Now the contours of a protagonist — Mary, Christ — appear, only to fade again, literally into the mist on stage. The performance takes on color: Marian blue, passion red, golden yellow, pregnant with symbolism and at the same time simply primary colors. Alchemy and physics, geometry and symbolism, pure rhetoric and speaking in tongues. The performance requires you to both read the movements and listen to how the bodies speak. This speaking — the rhetoric — is inviting, often by remaining quiet. It requires the observer to try and find an attitude, to incline toward the dance, to seek a “tuning,” to use the term applied to this attitude by the philosopher Timothy Morton.
Tuning is what we do when confronted with art. As art is by definition useless — it has no immediate practical purpose. All we can do is go sit or stand by it, direct our attention at it, tune in to it. The extreme form of tuning is also the extreme form of resonance: the singer sings, the glass resonates, the glass breaks. If we tune in to the beauty of art, says Morton, we also enter the realms of the dead. The glass that breaks — this is beauty as a homeopathic dose of death. Beauty can, according to Theodor Adorno, cause an Erschütterung, or “subject tremor,” a temporary collapse of the “I.” But equally a powerful vibration or resonance.

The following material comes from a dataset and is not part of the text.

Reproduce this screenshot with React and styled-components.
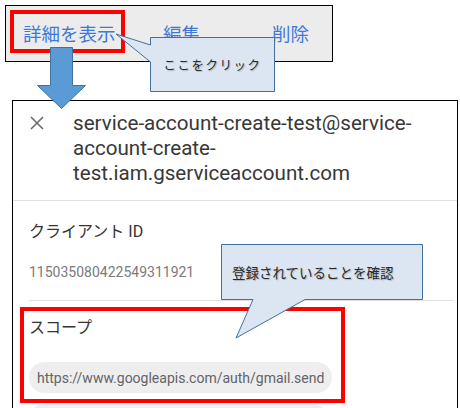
import React from "react";
import styled, { createGlobalStyle } from "styled-components";

const GlobalStyle = createGlobalStyle`
  html, body {
    margin: 0;
    padding: 0;
    background: #fff;
  }
`;

const Canvas = styled.div`
  position: relative;
  width: 460px;
  height: 408px;
  overflow: hidden;
  font-family: Roboto, "Noto Sans CJK JP", sans-serif;
`;

const TopBar = styled.div`
  box-sizing: border-box;
  margin: 5px 0 0 5px;
  width: 328px;
  height: 57px;
  border: 1px solid #000;
  background: #ececec;
  display: grid;
  grid-template-columns: 140px 109px auto;
  align-items: center;
  padding: 0 0 2px 17px;
`;

const Action = styled.span`
  font-family: "Noto Sans CJK JP", sans-serif;
  font-size: 18.5px;
  color: #3f79d6;
  line-height: 24px;
`;

const Panel = styled.div`
  box-sizing: border-box;
  margin: 38px 0 0 12px;
  width: 446px;
  height: 340px;
  border: 1px solid #000;
  border-bottom: none;
  background: #fff;
`;

const Header = styled.div`
  display: flex;
  align-items: flex-start;
  padding: 10px 8px 14px 17px;
  border-bottom: 1px solid #e0e0e0;
`;

const CloseIcon = styled.svg`
  flex: none;
  width: 14px;
  height: 14px;
  margin-top: 5px;
`;

const Title = styled.div`
  margin-left: 29px;
  font-size: 20.6px;
  line-height: 25px;
  color: #383838;
`;

const Section = styled.div`
  padding: ${(p) => p.$top}px 3px 0 16px;
`;

const Label = styled.div`
  font-size: 16px;
  line-height: 24px;
  color: #333;
`;

const Value = styled.div`
  margin-top: 18px;
  font-size: 14px;
  line-height: 20px;
  color: #7a7a7a;
  padding-bottom: 18px;
  border-bottom: 1px solid #e0e0e0;
`;

const Chips = styled.div`
  margin-top: 22px;
  display: flex;
  flex-direction: column;
  align-items: flex-start;
  gap: 11px;
`;

const Chip = styled.span`
  display: inline-flex;
  align-items: center;
  box-sizing: border-box;
  height: 31px;
  width: ${(p) => (p.$w ? `${p.$w}px` : "auto")};
  padding: 0 8px;
  border-radius: 16px;
  background: #eeeeee;
  font-size: 14px;
  color: #636369;
`;

const RedFrame = styled.div`
  position: absolute;
  box-sizing: border-box;
  left: ${(p) => p.$x}px;
  top: ${(p) => p.$y}px;
  width: ${(p) => p.$w}px;
  height: ${(p) => p.$h}px;
  border: 4px solid #ff0000;
`;

const Arrow = styled.svg`
  position: absolute;
  left: 0;
  top: 0;
  width: 120px;
  height: 120px;
`;

const Callout = styled.div`
  position: absolute;
  left: ${(p) => p.$x}px;
  top: ${(p) => p.$y}px;
  width: ${(p) => p.$w}px;
  height: ${(p) => p.$h}px;
  display: flex;
  align-items: center;
  justify-content: ${(p) => (p.$center ? "center" : "flex-start")};
  padding-left: ${(p) => p.$pad || 0}px;
  box-sizing: border-box;
`;

const CalloutShape = styled.svg`
  position: absolute;
  left: 0;
  top: 0;
  overflow: visible;
`;

const CalloutText = styled.span`
  position: relative;
  font-family: "Noto Sans CJK JP", sans-serif;
  font-size: ${(p) => p.$size}px;
  letter-spacing: ${(p) => p.$spacing || 0}px;
  color: #2a2a2a;
  text-shadow: 1px 1px 1px rgba(0, 0, 0, 0.22);
`;

const App = () => {
  return (
    <Canvas>
      <GlobalStyle />
      <TopBar>
        <Action>詳細を表示</Action>
        <Action>編集</Action>
        <Action>削除</Action>
      </TopBar>

      <Panel>
        <Header>
          <CloseIcon viewBox="0 0 14 14">
            <path d="M1 1 L13 13 M13 1 L1 13" stroke="#6b6b6b" strokeWidth="1.6" />
          </CloseIcon>
          <Title>service-account-create-test@service-account-create-test.iam.gserviceaccount.com</Title>
        </Header>
        <Section $top={19}>
          <Label>クライアント ID</Label>
          <Value>115035080422549311921</Value>
        </Section>
        <Section $top={15}>
          <Label>スコープ</Label>
          <Chips>
            <Chip>https://www.googleapis.com/auth/gmail.send</Chip>
            {/* next scope chip, only its top edge is in frame */}
            <Chip $w={299} />
          </Chips>
        </Section>
      </Panel>

      <RedFrame $x={10} $y={10} $w={115} $h={43} />
      <RedFrame $x={20} $y={307} $w={325} $h={96} />

      <Arrow viewBox="0 0 120 120">
        <path
          d="M50.5 47.5 H72.5 V85.5 H85.5 L61.5 108.5 L37.5 85.5 H50.5 Z"
          fill="#5b9bd5"
          stroke="#41719c"
          strokeWidth="1"
        />
      </Arrow>

      <Callout $x={150} $y={37} $w={125} $h={55} $center>
        <CalloutShape width="125" height="55">
          <path
            d="M0.5 0.5 H124.5 V54.5 H0.5 V25 L-34 -3 L0.5 8 Z"
            fill="#dce6f2"
            stroke="#41719c"
            strokeWidth="1"
          />
        </CalloutShape>
        <CalloutText $size={12.5} $spacing={1.5}>ここをクリック</CalloutText>
      </Callout>

      <Callout $x={221} $y={244} $w={202} $h={56} $pad={11}>
        <CalloutShape width="202" height="56">
          <path
            d="M0.5 0.5 H201.5 V55.5 H84 L15 94 L32 55.5 H0.5 Z"
            fill="#dce6f2"
            stroke="#41719c"
            strokeWidth="1"
          />
        </CalloutShape>
        <CalloutText $size={13.5}>登録されていることを確認</CalloutText>
      </Callout>
    </Canvas>
  );
};

export default App;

Morton writes this in a pamphlet titled All Art Is Ecological, because, according to him, art does precisely what is needed: it causes us to tremble so much that we are ejected from our center, from our circle. As a result of this, the circle opens up as a spiral, and we can tune in to the other-than-we. Morton believes that this attitude of tuning is an ecological attitude. It is one that we exercise in nonviolent coexistence, which is preferable to violent co-annihilation — the “slow violence” that is presently under way in the form of the climate crisis.
The Flogger and the Flogged
As I write, I notice that I would like to write in a more subdued manner, just as De Keersmaeker speaks ever more quietly as she circles back to the core of her spiral, her spiritual foundation. Spirituality readily falls within the realm of “new age”: this individualized, oven-ready, pastel-colored product that repackages the old, often imported wisdom that since the 1980s has lubricated the cogs of the neoliberal system. Mindfulness as a self-management technique, so as to be able to perform ever better in the rat race.
And yet, anyone who knows De Keersmaeker’s work perceives its wider dramaturgy: it is always the same and always different, a pentagram within a pentagram within a pentagram, annual ring around annual ring. Ultimately it is always the spiral that opens out: repetition, variation, expansion. What is striking is how De Keersmaeker’s point of departure has subtly changed color in recent decades. What was previously emphatically apolitical has now become unemphatically political. Increasingly, De Keersmaeker’s work reveals a commitment, one born out of a deep concern for the state of the world.
De Keersmaeker also asks herself questions: What does dance stand for in the middle of a global catastrophe? Why dance now? “If somebody on the street starts to dance then you see a crazy person. If a group does it, then you sense the beginning of what seems to be a revolt. Look, we live in an age of limitless material well-being, and a dire scarcity of spirituality. And by this I mean the lived experience of our connectedness.” Spirituality in the hands of De Keersmaeker is no oven-ready product. On the contrary, it is something that requires time and effort — in the case of the Mystery Sonatas / for Rosa, a full two and a half hours. In the best of cases, spirituality is not a highly individualistic experience. Theater is ultimately still a wonderful place for collective, quiet attention. (Simone Weil — a modern mystic — “absolute pure attention is prayer.”)
It is not something that can be redeemed immediately in terms of individual emotion (this can be the case, but is not the direct aim). It is rather an invitation to an experience that is supra-personal, that erschüttert (shocks) the individual subject, meaning that it can therefore make room, change direction, and seek another configuration with its surroundings. This is not always pleasant. It can feel as if you are both the flogger and the flogged.
This may sound like a poor apology for art, which may well be true. But then I think of the words of the poet William Carlos Williams, at the end of his long poem titled “Asphodel, That Greeny Flower” (1955): “It is difficult / to get the news from poems / yet men die miserably every day / for lack / of what is found there.”